One of the sad results of the band’s untimely breakup was that they never played any shows in America. A potential tour was in the early stages of being discussed in 2002 before the band broke up. As Life Without Building’s following has grown over the years, following a posthumous live album in 2007 and an Any Other City reissue in 2014, fans have desperately hoped the band would follow in the footsteps of so many other bygone indie rock groups and reunite for some live shows. This sudden TikTok resurgence, along with Any Other City’s anniversary, has breathed more life into the hopes that Life Without Buildings might one day play again, whenever it’s safe for bands to perform and go on tour.

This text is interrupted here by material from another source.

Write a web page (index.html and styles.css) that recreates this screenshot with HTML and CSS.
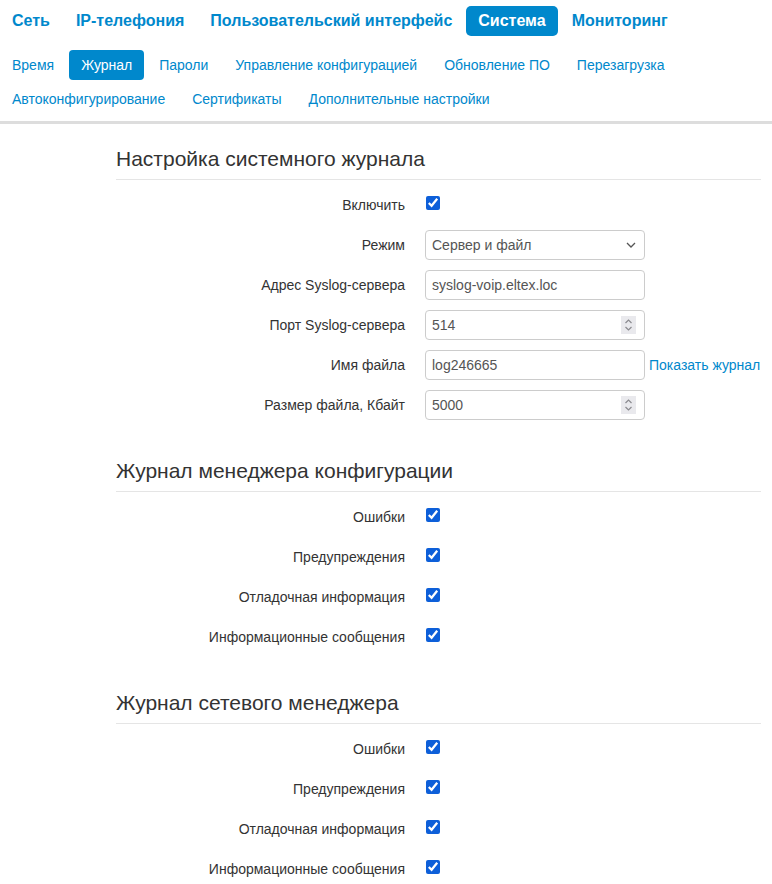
FILE: index.html
```html
<!DOCTYPE html>
<html lang="ru">
<head>
<meta charset="utf-8">
<title>Журнал</title>
<link rel="stylesheet" href="styles.css">
</head>
<body>
<header class="header">
  <nav class="mainnav">
    <a class="mainnav-item" href="#">Сеть</a>
    <a class="mainnav-item" href="#">IP-телефония</a>
    <a class="mainnav-item" href="#">Пользовательский интерфейс</a>
    <a class="mainnav-item active" href="#">Система</a>
    <a class="mainnav-item" href="#">Мониторинг</a>
  </nav>
  <nav class="subnav">
    <a class="subnav-item" href="#">Время</a>
    <a class="subnav-item active" href="#">Журнал</a>
    <a class="subnav-item" href="#">Пароли</a>
    <a class="subnav-item" href="#">Управление конфигурацией</a>
    <a class="subnav-item" href="#">Обновление ПО</a>
    <a class="subnav-item" href="#">Перезагрузка</a>
    <a class="subnav-item" href="#">Автоконфигурирование</a>
    <a class="subnav-item" href="#">Сертификаты</a>
    <a class="subnav-item" href="#">Дополнительные настройки</a>
  </nav>
</header>

<main class="content">
  <section class="fieldset">
    <h2 class="legend">Настройка системного журнала</h2>
    <div class="row">
      <label class="label">Включить</label>
      <div class="controls"><input class="check" type="checkbox" checked></div>
    </div>
    <div class="row">
      <label class="label">Режим</label>
      <div class="controls">
        <div class="select-wrap">
          <select class="field select"><option>Сервер и файл</option></select>
          <svg class="select-arrow" width="10" height="6" viewBox="0 0 10 6"><path d="M1 1 L5 5 L9 1" fill="none" stroke="#555" stroke-width="1.3"/></svg>
        </div>
      </div>
    </div>
    <div class="row">
      <label class="label">Адрес Syslog-сервера</label>
      <div class="controls"><input class="field" type="text" value="syslog-voip.eltex.loc"></div>
    </div>
    <div class="row">
      <label class="label">Порт Syslog-сервера</label>
      <div class="controls">
        <div class="spin-wrap">
          <input class="field" type="text" value="514">
          <span class="spinner"><svg width="15" height="16" viewBox="0 0 15 16"><path d="M4.5 6 L7.5 3 L10.5 6" fill="none" stroke="#8a8a8f" stroke-width="1.2"/><path d="M4.5 10 L7.5 13 L10.5 10" fill="none" stroke="#8a8a8f" stroke-width="1.2"/></svg></span>
        </div>
      </div>
    </div>
    <div class="row">
      <label class="label">Имя файла</label>
      <div class="controls"><input class="field" type="text" value="log246665"><a class="link" href="#">Показать журнал</a></div>
    </div>
    <div class="row">
      <label class="label">Размер файла, Кбайт</label>
      <div class="controls">
        <div class="spin-wrap">
          <input class="field" type="text" value="5000">
          <span class="spinner"><svg width="15" height="16" viewBox="0 0 15 16"><path d="M4.5 6 L7.5 3 L10.5 6" fill="none" stroke="#8a8a8f" stroke-width="1.2"/><path d="M4.5 10 L7.5 13 L10.5 10" fill="none" stroke="#8a8a8f" stroke-width="1.2"/></svg></span>
        </div>
      </div>
    </div>
  </section>

  <section class="fieldset">
    <h2 class="legend">Журнал менеджера конфигурации</h2>
    <div class="row"><label class="label">Ошибки</label><div class="controls"><input class="check" type="checkbox" checked></div></div>
    <div class="row"><label class="label">Предупреждения</label><div class="controls"><input class="check" type="checkbox" checked></div></div>
    <div class="row"><label class="label">Отладочная информация</label><div class="controls"><input class="check" type="checkbox" checked></div></div>
    <div class="row"><label class="label">Информационные сообщения</label><div class="controls"><input class="check" type="checkbox" checked></div></div>
  </section>

  <section class="fieldset">
    <h2 class="legend">Журнал сетевого менеджера</h2>
    <div class="row"><label class="label">Ошибки</label><div class="controls"><input class="check" type="checkbox" checked></div></div>
    <div class="row"><label class="label">Предупреждения</label><div class="controls"><input class="check" type="checkbox" checked></div></div>
    <div class="row"><label class="label">Отладочная информация</label><div class="controls"><input class="check" type="checkbox" checked></div></div>
    <div class="row"><label class="label">Информационные сообщения</label><div class="controls"><input class="check" type="checkbox" checked></div></div>
  </section>
</main>
</body>
</html>
```

FILE: styles.css
```css
* { box-sizing: border-box; }

html, body {
  margin: 0;
  padding: 0;
  background: #fff;
  font-family: "Liberation Sans", Arial, sans-serif;
  color: #333;
}

a { text-decoration: none; }

.header {
  padding-top: 6px;
  border-bottom: 3px solid #ddd;
  padding-bottom: 7px;
}

.mainnav {
  display: flex;
  gap: 2px;
}

.mainnav-item {
  display: block;
  padding: 5px 12px;
  line-height: 20px;
  font-size: 16px;
  font-weight: bold;
  color: #0088cc;
  border-radius: 5px;
}

.mainnav-item.active {
  background: #0088cc;
  color: #fff;
}

.subnav {
  display: flex;
  flex-wrap: wrap;
  column-gap: 3px;
  row-gap: 4px;
  margin-top: 14px;
}

.subnav-item {
  display: block;
  padding: 5px 12px;
  line-height: 20px;
  font-size: 14px;
  color: #0088cc;
  border-radius: 4px;
}

.subnav-item.active {
  background: #0088cc;
  color: #fff;
}

.content {
  margin-left: 116px;
  width: 645px;
  padding-top: 15px;
}

.fieldset {
  margin-bottom: 31px;
}

.legend {
  margin: 0 0 10px;
  font-size: 21px;
  font-weight: normal;
  line-height: 40px;
  color: #333;
  border-bottom: 1px solid #e5e5e5;
}

.row {
  display: grid;
  grid-template-columns: 289px 1fr;
  column-gap: 20px;
  height: 30px;
  margin-bottom: 10px;
}

.label {
  text-align: right;
  font-size: 14px;
  line-height: 20px;
  padding-top: 5px;
  color: #333;
}

.controls {
  display: flex;
  align-items: center;
}

.check {
  width: 14px;
  height: 14px;
  margin: 0 0 0 1px;
  align-self: flex-start;
  margin-top: 6px;
  accent-color: #0d5fd9;
}

.field {
  width: 220px;
  height: 30px;
  padding: 4px 6px;
  font-family: "Liberation Sans", Arial, sans-serif;
  font-size: 14px;
  line-height: 20px;
  color: #555;
  background: #fff;
  border: 1px solid #ccc;
  border-radius: 4px;
  outline: none;
}

.select-wrap,
.spin-wrap {
  position: relative;
  width: 220px;
  height: 30px;
}

.select {
  appearance: none;
  -webkit-appearance: none;
  padding-right: 24px;
}

.select-arrow {
  position: absolute;
  right: 9px;
  top: 12px;
  pointer-events: none;
}

.spinner {
  position: absolute;
  right: 9px;
  top: 6px;
  width: 15px;
  height: 18px;
  background: #e9e9ed;
  display: flex;
  align-items: center;
  justify-content: center;
}

.link {
  margin-left: 4px;
  font-size: 14px;
  color: #0088cc;
  white-space: nowrap;
}
```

But don’t count on that happening. Gray literally typed out a laugh when responding to that question via Twitter direct message. “Ha ha, no I don’t think so,” he writes. “We’re all cast to the four winds, have kids and jobs, etc. The amount of rehearsal we’d need to do to make it halfway worth doing is just completely impractical, even if we wanted to do it, and I think the consensus is we should just let the past be the past.”

The past might be just that for the four members of Life Without Buildings, but Any Other City will never grow old. Its TikTok fame is just another reminder of how timeless this music is, and how it’ll always be waiting for future generations to rediscover in their own way. Who knows what kind of impossible future tech the kids of 2040 will be using to find old bands to get excited about?